Image: kegg

In a stride towards non-hormonal birth control methods, Lady Technologies, the company behind kegg, recently presented a new study at the 2023 meeting of the Society of Reproductive Investigation in San Francisco. The study represents a potential shift in the landscape of fertility monitoring, emphasizing the accuracy of cervical fluid tracking over the traditional method of basal body temperature (BBT) monitoring.

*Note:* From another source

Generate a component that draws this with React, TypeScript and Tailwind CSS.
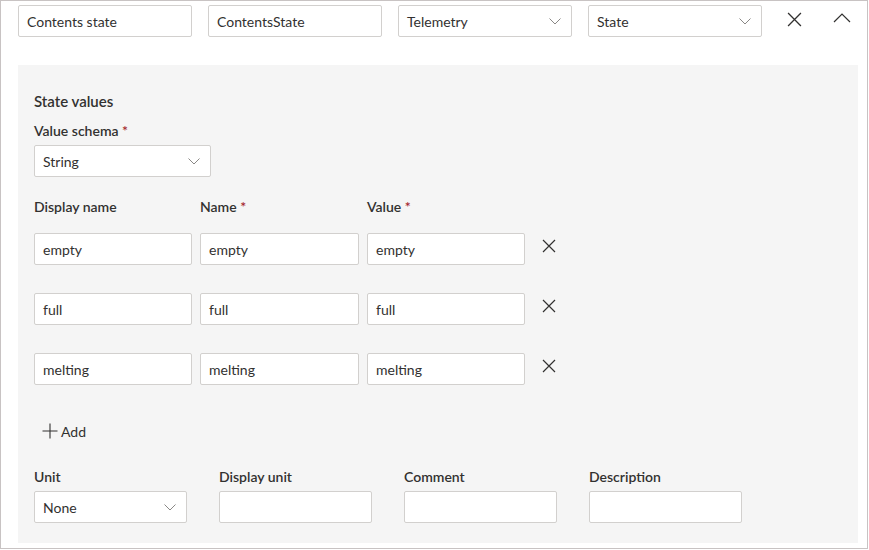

The study comes at a time when a growing number of women are exploring alternatives to hormonal birth control. Lady Technologies’ research could be an answer to their search as the company’s consumer product, kegg, is at the forefront of this innovation. Kegg is known in the market for its ability to monitor changes in cervical fluid, a method now proven more descriptive of fertile cycles than BBT, which has been a cornerstone of many current hormone-free birth control methods.

This development is not just a scientific achievement but also offers a user-friendly solution for women seeking insights into their fertility from the comfort of their homes. Unlike many other products, kegg enables the collection and analysis of vaginal mucus, providing valuable health and fertility data.

Following the success of their study, Lady Technologies has now secured a clinical site for further testing, aiming to refine and validate the effectiveness of kegg in women’s health and fertility. The company is collaborating with reproductive health experts from major universities, enhancing the understanding of cervical fluid dynamics.

Image: kegg

The kegg device operates by tracking the fertile window through evaluating changes in cervical fluid. This approach is a marked departure from most IUDs and birth control pills, which target cervical fluid to prevent sperm from entering the cervix. By thickening the cervical fluid, these methods create a barrier to sperm movement. In contrast, kegg’s technology focuses on natural fertility indicators, potentially offering a reliable, natural alternative to pharmaceutical birth control.

Kristina Cahojova, Founder of Lady Technologies said: “Social media is giving women a voice to publicly discuss adverse effects of pharmaceutical birth control. Women are looking for alternatives but there aren’t many. We want to bring them a reliable alternative. There is enough evidence that cervical fluid is the way to get there. The market size will soon exceed $30 billion and we want to serve the women in it that desire natural alternatives.”